Bahkan Batu yang tadinya hanyalah sebuah kecamatan dan kemudian dikota-kan dalam rangka pemekaran daerah di masa pemberlakuan Otda yang riuh itu sudah pesat perkembangannya sekarang ini, khususnya perkembangan di sektor pariwisata.
Di alam merdeka ini, warga kota Malang justeru selalu merasa kesulitan dalam meningkatkan taraf hidupnya. Tak heran cukup banyak warga kota Malang yang eksodus ke kota-kota lain untuk mencari penghidupan yang lebih baik.

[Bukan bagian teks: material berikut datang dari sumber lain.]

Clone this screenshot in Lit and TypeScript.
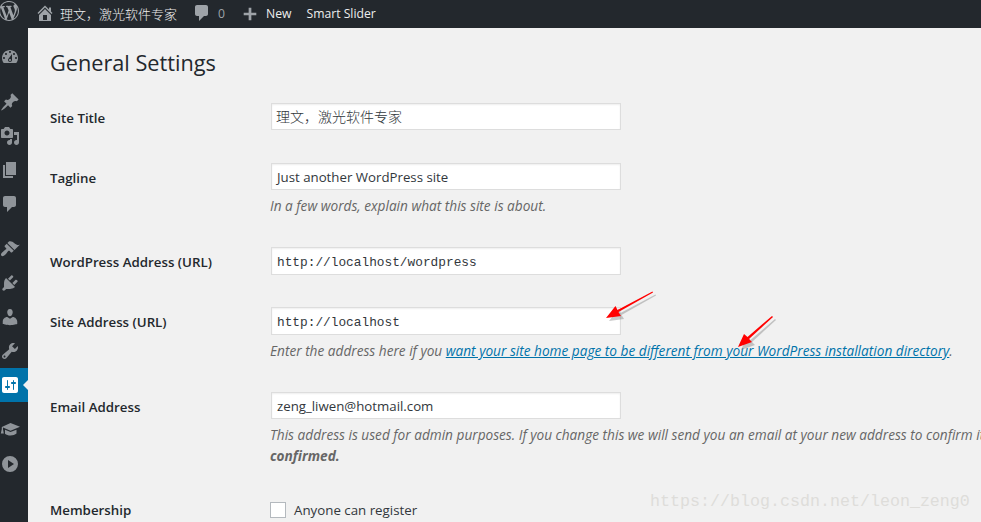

Kalaupun ada penghasilan kota Malang dari sektor pendidikan, paling jauh dari jasa akomodasi dan sekadar makan-minum mahasiswa, selebihnya ya di sektor perdagangan kota yang didominasi sektor informal, sedangkan sektor formalnya paling banter diisi para dosen, guru-guru dan tenaga layanan kesehatan masyarakat dan sekadar karyawan swasta yang bekerja di sektor formal yang terbatas jumlahnya itu.
Maka Ketika Pemkot Malang banting setir pada 2018 untuk menghidupkan kembali kehidupan kota dari sektor lain, khususnya pariwisata, ini tentu sesuatu yang menjanjikan, karena kota Malang pada dasarnya adalah kota wisata.
Warga kota Malang sekarang bersudut pandang baru bahwa kota pendidikan yang sudah terwujud hanya bisa dewasa apabila ia masuk kedalam sektor pariwisata kota yang bertali-temali dengan sektor kepariwisataan dan sektor agri bisnis di seantero Malang Raya yang luas itu.
Kini Pemkot Malang serius merancang konsep wisata sejarah di kota Malang. Kota Malang sudah panjang sejarahnya dan sejarah itu, khususnya legacy Belanda, kini diangkat kedalam konsep kepariwisataan. Pemkot Malang terus menggenjot pertumbuhan wisatanya dengan memanfaatkan legacy tempo doeloe yang ada dengan gebrakan pertama pembangunan Kajoetangan Heritage di downtown Malang yang hingga kini tengah berproses.
Pembangunan ini berangkat dari "Bouwplan", sebuah istilah Belanda yang artinya Construction Plan atau Rencana Pembangunan Fisik, yang sudah dikembangkan sejak awal abad 19. Dengan kata lain, Kota Malang itu bertumbuh besar atas hadirnya Bouwplan I hingga VIII di masa Hindia Belanda.
Bouwplan meliputi 8 tahap perencanaan Kota Malang periode 1914-1940 masa Hindia Belanda. Perancangnya adalah arsitek Belanda Herman Thomas Karsten. Konsep perencanaannya terinspirasi dari gunung-gunung di sekelilingnya serta Sungai Brantas yang membelah kota.